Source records
[Start]

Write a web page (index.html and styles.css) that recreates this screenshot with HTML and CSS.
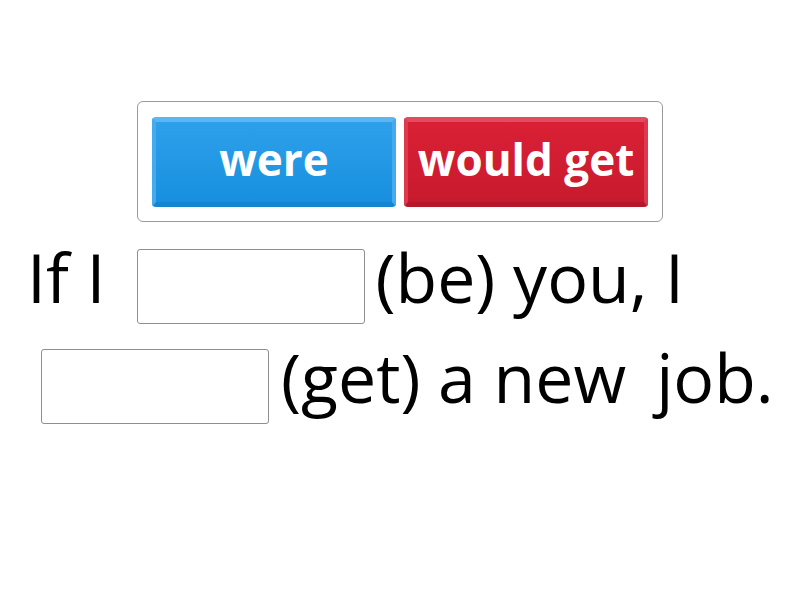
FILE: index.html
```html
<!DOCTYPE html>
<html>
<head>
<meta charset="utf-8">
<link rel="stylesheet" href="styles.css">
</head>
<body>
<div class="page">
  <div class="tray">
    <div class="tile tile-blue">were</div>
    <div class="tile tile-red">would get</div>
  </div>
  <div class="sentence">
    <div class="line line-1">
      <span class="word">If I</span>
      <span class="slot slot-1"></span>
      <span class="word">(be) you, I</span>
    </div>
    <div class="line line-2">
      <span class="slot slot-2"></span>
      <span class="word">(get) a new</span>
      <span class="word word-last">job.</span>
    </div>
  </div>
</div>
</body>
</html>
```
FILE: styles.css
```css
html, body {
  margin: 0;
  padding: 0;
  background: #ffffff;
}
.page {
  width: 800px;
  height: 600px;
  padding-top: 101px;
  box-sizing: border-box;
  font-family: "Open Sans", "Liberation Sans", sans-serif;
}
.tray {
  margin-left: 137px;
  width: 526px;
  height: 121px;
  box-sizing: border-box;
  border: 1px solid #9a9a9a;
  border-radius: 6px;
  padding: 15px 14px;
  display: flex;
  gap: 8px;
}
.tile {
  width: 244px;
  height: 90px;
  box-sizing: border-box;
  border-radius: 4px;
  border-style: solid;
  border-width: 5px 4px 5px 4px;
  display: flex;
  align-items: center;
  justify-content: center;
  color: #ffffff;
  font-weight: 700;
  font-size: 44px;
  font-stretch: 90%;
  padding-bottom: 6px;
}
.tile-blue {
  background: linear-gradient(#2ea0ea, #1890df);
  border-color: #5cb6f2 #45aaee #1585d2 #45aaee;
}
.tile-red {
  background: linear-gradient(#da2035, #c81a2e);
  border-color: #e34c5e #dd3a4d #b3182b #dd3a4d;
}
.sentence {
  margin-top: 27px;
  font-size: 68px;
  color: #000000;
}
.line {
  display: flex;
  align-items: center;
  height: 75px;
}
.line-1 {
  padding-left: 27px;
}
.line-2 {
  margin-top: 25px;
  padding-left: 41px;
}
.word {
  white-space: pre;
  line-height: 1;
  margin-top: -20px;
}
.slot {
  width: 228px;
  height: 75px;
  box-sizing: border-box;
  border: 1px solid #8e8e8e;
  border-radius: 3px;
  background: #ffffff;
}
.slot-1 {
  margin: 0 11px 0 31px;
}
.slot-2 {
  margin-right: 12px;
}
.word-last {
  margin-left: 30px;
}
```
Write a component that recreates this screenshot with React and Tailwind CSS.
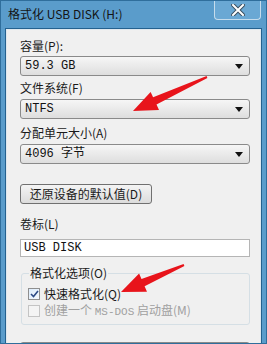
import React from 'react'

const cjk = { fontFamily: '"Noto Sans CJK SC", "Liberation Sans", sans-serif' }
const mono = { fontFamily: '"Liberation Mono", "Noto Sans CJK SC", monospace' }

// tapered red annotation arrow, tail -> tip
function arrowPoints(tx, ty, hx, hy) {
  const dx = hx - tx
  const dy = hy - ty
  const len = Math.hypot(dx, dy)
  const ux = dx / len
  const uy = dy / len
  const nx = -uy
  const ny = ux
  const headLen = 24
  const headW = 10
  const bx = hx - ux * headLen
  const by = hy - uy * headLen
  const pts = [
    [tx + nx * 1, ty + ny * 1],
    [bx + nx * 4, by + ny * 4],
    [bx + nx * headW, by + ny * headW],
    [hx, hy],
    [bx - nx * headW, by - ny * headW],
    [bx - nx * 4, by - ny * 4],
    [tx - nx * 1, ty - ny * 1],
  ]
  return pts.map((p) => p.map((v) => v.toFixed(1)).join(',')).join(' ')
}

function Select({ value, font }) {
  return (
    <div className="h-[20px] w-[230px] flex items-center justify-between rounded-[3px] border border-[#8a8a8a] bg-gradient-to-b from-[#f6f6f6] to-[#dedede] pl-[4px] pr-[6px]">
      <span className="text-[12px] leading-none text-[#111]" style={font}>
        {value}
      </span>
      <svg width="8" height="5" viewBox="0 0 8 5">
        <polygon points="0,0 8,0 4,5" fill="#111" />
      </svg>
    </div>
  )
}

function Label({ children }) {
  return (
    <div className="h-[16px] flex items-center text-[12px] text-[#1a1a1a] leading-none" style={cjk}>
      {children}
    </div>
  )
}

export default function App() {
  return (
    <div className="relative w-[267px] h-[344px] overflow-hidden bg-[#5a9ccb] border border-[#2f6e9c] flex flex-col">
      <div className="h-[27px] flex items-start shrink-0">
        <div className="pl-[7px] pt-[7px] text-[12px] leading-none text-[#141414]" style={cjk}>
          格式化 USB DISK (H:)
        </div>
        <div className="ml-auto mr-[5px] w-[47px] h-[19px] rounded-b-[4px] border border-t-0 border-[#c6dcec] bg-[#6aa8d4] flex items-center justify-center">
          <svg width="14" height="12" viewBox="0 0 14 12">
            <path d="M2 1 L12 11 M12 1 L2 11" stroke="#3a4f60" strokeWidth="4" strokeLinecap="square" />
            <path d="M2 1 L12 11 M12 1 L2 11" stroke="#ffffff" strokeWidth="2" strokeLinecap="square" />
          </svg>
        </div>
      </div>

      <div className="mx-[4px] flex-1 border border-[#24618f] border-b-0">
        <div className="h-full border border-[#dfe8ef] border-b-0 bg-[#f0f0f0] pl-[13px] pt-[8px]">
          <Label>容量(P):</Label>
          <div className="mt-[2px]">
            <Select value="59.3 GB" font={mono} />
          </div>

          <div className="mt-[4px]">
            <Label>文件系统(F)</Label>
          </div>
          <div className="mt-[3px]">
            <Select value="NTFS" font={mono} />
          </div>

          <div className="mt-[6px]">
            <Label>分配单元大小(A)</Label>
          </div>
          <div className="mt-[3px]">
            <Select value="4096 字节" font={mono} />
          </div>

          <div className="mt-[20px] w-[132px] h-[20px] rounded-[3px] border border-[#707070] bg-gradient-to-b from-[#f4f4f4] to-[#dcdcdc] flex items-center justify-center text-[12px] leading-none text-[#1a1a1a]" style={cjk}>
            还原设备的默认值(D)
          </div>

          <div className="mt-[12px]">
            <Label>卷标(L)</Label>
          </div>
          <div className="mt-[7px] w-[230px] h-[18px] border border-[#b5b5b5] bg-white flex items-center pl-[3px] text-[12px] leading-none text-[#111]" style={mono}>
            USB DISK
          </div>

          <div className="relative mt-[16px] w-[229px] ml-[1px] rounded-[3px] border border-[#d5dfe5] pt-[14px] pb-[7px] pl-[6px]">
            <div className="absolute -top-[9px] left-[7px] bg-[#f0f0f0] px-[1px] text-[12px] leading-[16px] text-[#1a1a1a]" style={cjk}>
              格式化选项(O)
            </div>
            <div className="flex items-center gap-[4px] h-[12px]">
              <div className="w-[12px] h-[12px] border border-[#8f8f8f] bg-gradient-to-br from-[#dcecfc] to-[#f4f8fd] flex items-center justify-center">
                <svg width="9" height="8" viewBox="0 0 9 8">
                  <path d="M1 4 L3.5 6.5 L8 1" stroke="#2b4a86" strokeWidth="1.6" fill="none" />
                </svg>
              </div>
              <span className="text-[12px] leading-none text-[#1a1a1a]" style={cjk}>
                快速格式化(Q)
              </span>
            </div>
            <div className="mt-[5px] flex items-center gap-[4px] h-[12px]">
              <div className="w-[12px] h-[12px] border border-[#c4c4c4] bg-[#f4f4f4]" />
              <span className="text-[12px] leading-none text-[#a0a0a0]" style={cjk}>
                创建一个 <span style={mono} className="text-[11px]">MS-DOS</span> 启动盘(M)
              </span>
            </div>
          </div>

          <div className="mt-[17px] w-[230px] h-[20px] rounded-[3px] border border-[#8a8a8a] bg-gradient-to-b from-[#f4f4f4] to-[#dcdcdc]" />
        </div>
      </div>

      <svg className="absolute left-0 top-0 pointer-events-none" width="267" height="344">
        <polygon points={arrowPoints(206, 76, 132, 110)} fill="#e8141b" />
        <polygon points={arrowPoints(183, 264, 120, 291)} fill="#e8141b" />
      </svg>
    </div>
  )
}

[End]

### Stated task
In the lines above, find each one with "screenshot" and list it.

### Full solution
Write a web page (index.html and styles.css) that recreates this screenshot with HTML and CSS.
Write a component that recreates this screenshot with React and Tailwind CSS.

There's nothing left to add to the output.